COLUMBUS – Ohio’s Republican attorney general has GOP governors and members of Congress from 23 other states in mounting a challenge to the U.S. Supreme Court’s 1973 Roe v. Wade decision legalizing abortion.
Dave Yost and his counterparts have filed a brief urging the high court to overturn the landmark decision because the court cannot satisfactorily cite a constitutional source of a right for a woman to obtain an abortion or a consistent legal standard for determining when a state law banning abortions is unconstitutional.
“The jurisprudence of abortion has become like the 1960s fights over pornography–no one can say exactly what’s allowed and what’s not. It’s like Justice Potter Stewart’s definition of pornography: ‘I know it when I see it,’” Yost said.
South Carolina Gov. Henry McMaster on Thursday headed up a coalition of governors signing onto a brief to the U.S. Supreme Court in support of Mississippi, which wants to enforce its abortion ban after 15 weeks of pregnancy.

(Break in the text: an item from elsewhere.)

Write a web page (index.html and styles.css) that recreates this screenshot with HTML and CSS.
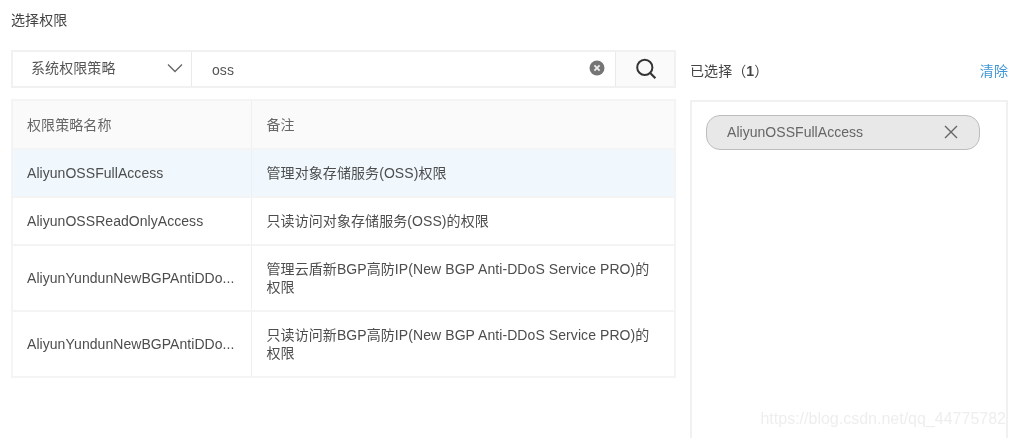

A similar brief was filed by 228 members of the U.S. House and Senate.
According to Yost, the Constitution does not mention abortion and until the Roe v. Wade decision, was generally regulated by state law.
The lack of a constitutional definition and clear legal standard has resulted in closely divided Supreme Court decisions on the issue, Yost claimed.
“It’s time to end this failed experiment in judicial law-making and return the matter to the states,” he said.
Democratic state Sen. Tina Maharath of Canal Winchester said she was “disappointed and dismayed” that Yost was advocating for the court to overturn its decision.
“Should Roe v. Wade be overturned, there is little doubt that Ohio’s Republican legislators will attempt to outlaw abortion care outright in our state…This would not put an end to abortions in Ohio. Those with the means to do so will leave our state for their health care needs, and others may turn to more dangerous methods of inducing abortion,” she said.
The high court is set to hear a legal challenge to the law later this year.